BAKED TOFU WITH COCONUT KALE

APP, ENTREE, SIDE DISH, DESSERT?
Entree, Side dish
RELATED DISHES
Coconut Rice
FEEDS HOW MANY?
2
TIME COMMITMENT?
45 minutes
FAST, WEEKNIGHT, WEEKEND?
Weeknight
STAIRMETER?
Light meal, very few ingredients
EQUIPMENT NEEDED?
WHO I MADE IT FOR?
I made this for myself a few weeks ago and spent the entire night so content–feeling full but not disgusting, healthy but not like I compromised taste. I made this again for Ashley Deck one night and upped the spiciness.

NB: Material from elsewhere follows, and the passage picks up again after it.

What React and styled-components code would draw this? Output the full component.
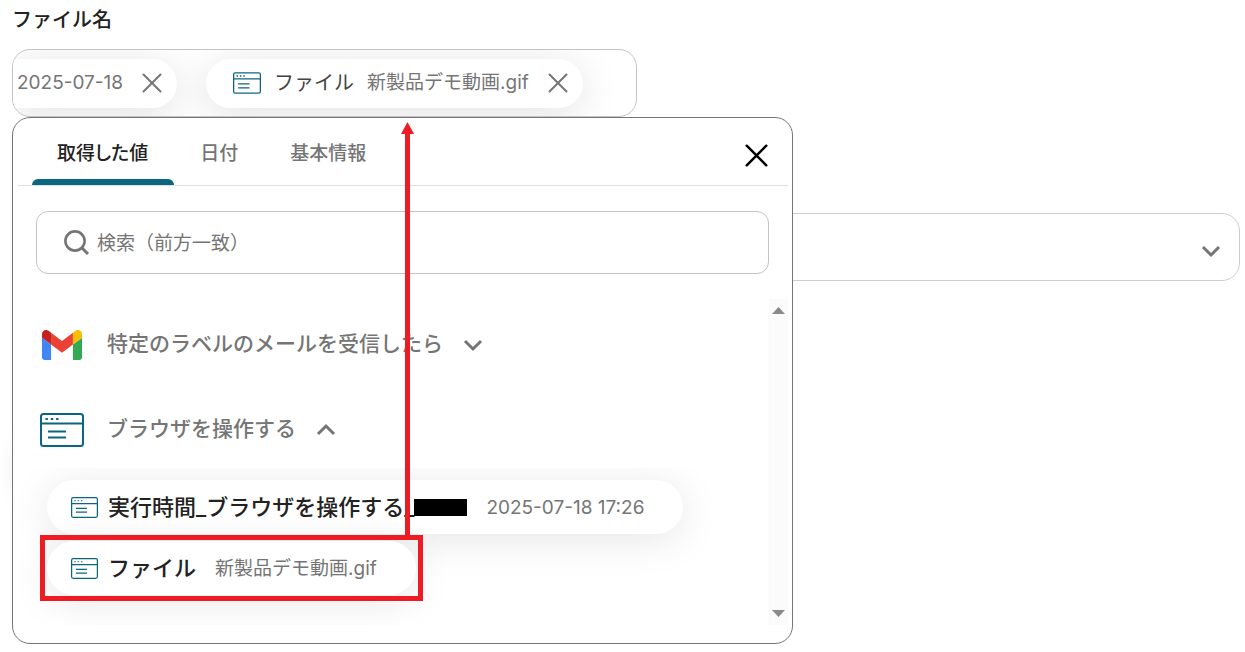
import React, { useState } from "react";
import styled, { createGlobalStyle } from "styled-components";

const GlobalStyle = createGlobalStyle`
  * {
    box-sizing: border-box;
  }
  body {
    margin: 0;
    background: #fff;
    color: #222;
    font-family: Inter, "Noto Sans CJK JP", sans-serif;
  }
  button,
  input,
  select {
    font: inherit;
    color: inherit;
  }
  button {
    padding: 0;
    border: 0;
    background: none;
    cursor: pointer;
  }
`;

const Page = styled.main`
  min-height: 100vh;
  padding: 5px 5px 8px 12px;
  background: radial-gradient(
    ellipse 14px 44px at 14px 470px,
    #f4f6f5,
    #fff
  );
`;

const FieldLabel = styled.label`
  display: block;
  height: 44px;
  font-size: 20px;
  line-height: 30px;
  font-weight: 500;
`;

const FieldContainer = styled.div`
  position: relative;
`;

const TokenField = styled.div`
  display: flex;
  align-items: center;
  gap: 29px;
  max-width: 625px;
  height: 68px;
  border: 1px solid #c4c4c4;
  border-radius: 18px;
  overflow: hidden;
`;

const Token = styled.div`
  display: flex;
  flex-shrink: 0;
  align-items: center;
  height: 49px;
  padding: ${(props) => (props.$cut ? "0 15px 0 4px" : "0 15px 0 27px")};
  border-radius: ${(props) => (props.$cut ? "0 25px 25px 0" : "25px")};
  background: #fff;
  box-shadow: 0 6px 40px rgba(0, 0, 0, 0.12);
`;

const TokenName = styled.span`
  margin: 0 13px;
  font-size: 20px;
  line-height: 30px;
  color: #444;
`;

const TokenValue = styled.span`
  margin-right: 19px;
  font-size: 19px;
  line-height: 28px;
  color: #757575;
`;

const TokenInput = styled.input`
  flex: 1;
  min-width: 0;
  height: 40px;
  border: 0;
  outline: 0;
  background: none;
`;

const IconButton = styled.button`
  display: flex;
  color: ${(props) => props.$color};
`;

const Panel = styled.section`
  position: absolute;
  top: 68px;
  left: 0;
  z-index: 1;
  width: 100%;
  max-width: 781px;
  padding: 0 4px 18px 5px;
  border: 1px solid #757575;
  border-radius: 18px;
  background: #fff;
`;

const PanelHeader = styled.div`
  display: flex;
  align-items: center;
  justify-content: space-between;
  height: 68px;
  padding: 7px 20px 0 14px;
  border-bottom: 1px solid #e0e0e0;
`;

const TabList = styled.div`
  display: flex;
  align-self: stretch;
  gap: 1px;
  font-feature-settings: "palt";
`;

const Tab = styled.button`
  position: relative;
  padding: 0 26px 2px 25px;
  font-size: 19px;
  line-height: 28px;
  font-weight: 500;
  color: ${(props) => (props.$active ? "#222" : "#757575")};

  &::after {
    content: "";
    display: ${(props) => (props.$active ? "block" : "none")};
    position: absolute;
    right: 0;
    bottom: 0;
    left: 0;
    height: 6px;
    border-radius: 6px 6px 0 0;
    background: #0b6680;
  }
`;

const SearchBox = styled.label`
  display: flex;
  align-items: center;
  gap: 7px;
  height: 63px;
  margin: 25px 19px 25px 18px;
  padding: 0 26px;
  border: 1px solid #c4c4c4;
  border-radius: 12px;
  color: #757575;
`;

const SearchInput = styled.input`
  flex: 1;
  min-width: 0;
  padding: 2px 0 0;
  border: 0;
  outline: 0;
  background: none;
  font-size: 19px;
  line-height: 28px;

  &::placeholder {
    color: #757575;
    opacity: 1;
  }
`;

const ScrollArea = styled.div`
  display: flex;
`;

const GroupList = styled.div`
  flex: 1;
  min-width: 0;
  padding-top: 12px;
  overflow: hidden;
`;

const GroupHeader = styled.button`
  display: flex;
  align-items: center;
  height: 68px;
  margin-bottom: ${(props) => (props.$open ? "4px" : "17px")};
  padding-left: 22px;
  font-size: 21px;
  line-height: 32px;
  font-weight: 500;
  color: #757575;
`;

const GroupIcon = styled.span`
  display: flex;
  justify-content: center;
  width: 44px;
  margin-right: 23px;
`;

const GroupTitle = styled.span`
  margin-right: 20px;
  padding-bottom: 2px;
`;

const ItemList = styled.div`
  display: flex;
  flex-direction: column;
  align-items: flex-start;
  gap: 7px;
  padding: 12px 0 30px 29px;
  overflow: hidden;
`;

const ItemWrapper = styled.div`
  position: relative;
`;

const Item = styled.button`
  display: flex;
  align-items: center;
  height: 54px;
  padding: 0 39px 0 24px;
  border-radius: 27px;
  background: #fff;
  box-shadow: 0 6px 40px rgba(0, 0, 0, 0.1);
`;

const ItemName = styled.span`
  display: flex;
  align-items: center;
  margin: 0 19px 0 10px;
  font-size: 22px;
  line-height: 32px;
  font-weight: 500;
`;

const ItemValue = styled.span`
  padding-top: 2px;
  font-size: 19px;
  line-height: 28px;
  color: #757575;
`;

const Redacted = styled.span`
  width: 53px;
  height: 17px;
  background: #000;
`;

const Highlight = styled.div`
  position: absolute;
  inset: -6px -7px;
  border: 5px solid #ed1c24;
  pointer-events: none;
`;

const Arrow = styled.div`
  position: absolute;
  top: 4px;
  bottom: 107px;
  left: 388px;
  display: flex;
  flex-direction: column;
  align-items: center;
  width: 13px;
  pointer-events: none;

  &::before {
    content: "";
    width: 13px;
    height: 12px;
    background: #ed1c24;
    clip-path: polygon(50% 0, 100% 100%, 0 100%);
  }
  &::after {
    content: "";
    flex: 1;
    width: 5px;
    background: #ed1c24;
  }
`;

const ScrollBar = styled.div`
  display: flex;
  flex-direction: column;
  justify-content: space-between;
  align-items: center;
  width: 19px;
  padding: 8px 0;
  background: #fbfbfb;
`;

const SelectBox = styled.div`
  display: flex;
  align-items: center;
  height: 68px;
  margin-top: 96px;
  padding: 7px 18px 0 0;
  border: 1px solid #c9ced6;
  border-radius: 18px;
  color: #757575;
`;

const Select = styled.select`
  flex: 1;
  height: 100%;
  border: 0;
  outline: 0;
  appearance: none;
  background: none;
`;

function CloseIcon({ size, stroke }) {
  return (
    <svg width={size} height={size} viewBox="0 0 20 20" fill="none">
      <path
        d="M1.5 1.5l17 17M18.5 1.5l-17 17"
        stroke="currentColor"
        strokeWidth={stroke}
        strokeLinecap="round"
      />
    </svg>
  );
}

function ChevronIcon({ up }) {
  return (
    <svg width="20" height="14" viewBox="0 0 20 14" fill="none">
      <path
        d={up ? "M2 11l8-8 8 8" : "M2 3l8 8 8-8"}
        stroke="currentColor"
        strokeWidth="3"
      />
    </svg>
  );
}

function BrowserIcon({ width, height }) {
  return (
    <svg
      width={width}
      height={height}
      viewBox="0 0 44 34"
      fill="none"
      stroke="#0b6680"
      strokeWidth="2"
    >
      <rect x="1" y="1" width="42" height="32" rx="2.5" />
      <path d="M1 10.5h42M8 18.5h18M8 24.5h18" />
      <path d="M5.5 6h2.4M10.8 6h2.4M16.1 6h2.4" />
    </svg>
  );
}

function SearchIcon() {
  return (
    <svg width="27" height="27" viewBox="0 0 27 27" fill="none">
      <circle cx="12" cy="12" r="9.6" stroke="currentColor" strokeWidth="2.6" />
      <path d="M18.5 18.5l6.5 6.5" stroke="currentColor" strokeWidth="3" />
    </svg>
  );
}

function GmailIcon() {
  return (
    <svg width="40" height="30" viewBox="52 42 88 66">
      <path fill="#4285f4" d="M58 108h14V74L52 59v43c0 3.32 2.69 6 6 6" />
      <path fill="#34a853" d="M120 108h14c3.32 0 6-2.69 6-6V59l-20 15" />
      <path fill="#fbbc04" d="M120 48v26l20-15v-8c0-7.42-8.47-11.65-14.4-7.2" />
      <path fill="#ea4335" d="M72 74V48l24 18 24-18v26L96 92" />
      <path
        fill="#c5221f"
        d="M52 51v8l20 15V48l-5.6-4.2c-5.94-4.45-14.4-.22-14.4 7.2"
      />
    </svg>
  );
}

function ScrollArrow({ down }) {
  return (
    <svg width="13" height="7" viewBox="0 0 13 7">
      <path d={down ? "M0 0h13L6.5 7z" : "M0 7h13L6.5 0z"} fill="#8a8a8a" />
    </svg>
  );
}

const tabs = ["取得した値", "日付", "基本情報"];

export default function App() {
  const [activeTab, setActiveTab] = useState(0);
  const [keyword, setKeyword] = useState("");

  return (
    <>
      <GlobalStyle />
      <Page>
        <FieldLabel htmlFor="fileName">ファイル名</FieldLabel>
        <FieldContainer>
          <TokenField>
            <Token $cut>
              <TokenValue>2025-07-18</TokenValue>
              <IconButton $color="#757575" aria-label="削除">
                <CloseIcon size="20" stroke="2" />
              </IconButton>
            </Token>
            <Token>
              <BrowserIcon width="28" height="22" />
              <TokenName>ファイル</TokenName>
              <TokenValue>新製品デモ動画.gif</TokenValue>
              <IconButton $color="#757575" aria-label="削除">
                <CloseIcon size="20" stroke="2" />
              </IconButton>
            </Token>
            <TokenInput id="fileName" type="text" />
          </TokenField>

          <Panel>
            <PanelHeader>
              <TabList role="tablist">
                {tabs.map((tab, index) => (
                  <Tab
                    key={tab}
                    role="tab"
                    aria-selected={index === activeTab}
                    $active={index === activeTab}
                    onClick={() => setActiveTab(index)}
                  >
                    {tab}
                  </Tab>
                ))}
              </TabList>
              <IconButton $color="#000" aria-label="閉じる">
                <CloseIcon size="23" stroke="2.2" />
              </IconButton>
            </PanelHeader>

            <SearchBox>
              <SearchIcon />
              <SearchInput
                type="text"
                aria-label="検索"
                placeholder="検索（前方一致）"
                value={keyword}
                onChange={(e) => setKeyword(e.target.value)}
              />
            </SearchBox>

            <ScrollArea>
              <GroupList>
                <GroupHeader aria-expanded="false">
                  <GroupIcon>
                    <GmailIcon />
                  </GroupIcon>
                  <GroupTitle>特定のラベルのメールを受信したら</GroupTitle>
                  <ChevronIcon />
                </GroupHeader>
                <GroupHeader $open aria-expanded="true">
                  <GroupIcon>
                    <BrowserIcon width="44" height="34" />
                  </GroupIcon>
                  <GroupTitle>ブラウザを操作する</GroupTitle>
                  <ChevronIcon up />
                </GroupHeader>
                <ItemList>
                  <Item>
                    <BrowserIcon width="27" height="21" />
                    <ItemName>
                      実行時間_ブラウザを操作する_
                      <Redacted />
                    </ItemName>
                    <ItemValue>2025-07-18 17:26</ItemValue>
                  </Item>
                  <ItemWrapper>
                    <Item>
                      <BrowserIcon width="27" height="21" />
                      <ItemName>ファイル</ItemName>
                      <ItemValue>新製品デモ動画.gif</ItemValue>
                    </Item>
                    <Highlight />
                  </ItemWrapper>
                </ItemList>
              </GroupList>
              <ScrollBar>
                <ScrollArrow />
                <ScrollArrow down />
              </ScrollBar>
            </ScrollArea>
            <Arrow />
          </Panel>
        </FieldContainer>

        <SelectBox>
          <Select aria-label="選択">
            <option value=""></option>
          </Select>
          <ChevronIcon />
        </SelectBox>
      </Page>
    </>
  );
}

This is an easy tofu recipe because it involves little to no prep. Based on this recipe from Food52.

INGREDIENTS
Grapeseed oil (1 tablespoon)
Sesame oil (1 tablepsoon)
Coconut aminos (3 tablespoons, can use soy sauce as well)
Sriracha (2 tablespoons)
Firm tofu (16 oz, cut into 1-inch pieces)
Coconut oil (3 tablespoons)
Kale (1 bunch, cut roughly into 1 inch pieces)
Coconut flakes (1 cup)

DIRECTIONS

  1. Preheat oven to 400° F. Whisk together grapeseed oil, sesame oil, coconut aminos, sriracha. Add tofu and gently toss.
  2. Lightly oil sheetpan with some neutral oil. Arrange tofu cubes on sheetpan but leave excess dressing in bowl. Bake for 20 minutes.
  3. Add coconut oil to reserved dressing. Toss kale and coconut flakes with dressing.
  4. Add kale and coconut flakes to pan mixing gently with tofu. Return to oven and bake for an additional 15 minutes until kale is wilted and coconut flakes are golden brown. Remove and serve immediately.

BOTTOM LINE: Tofu haters will concede to this dish.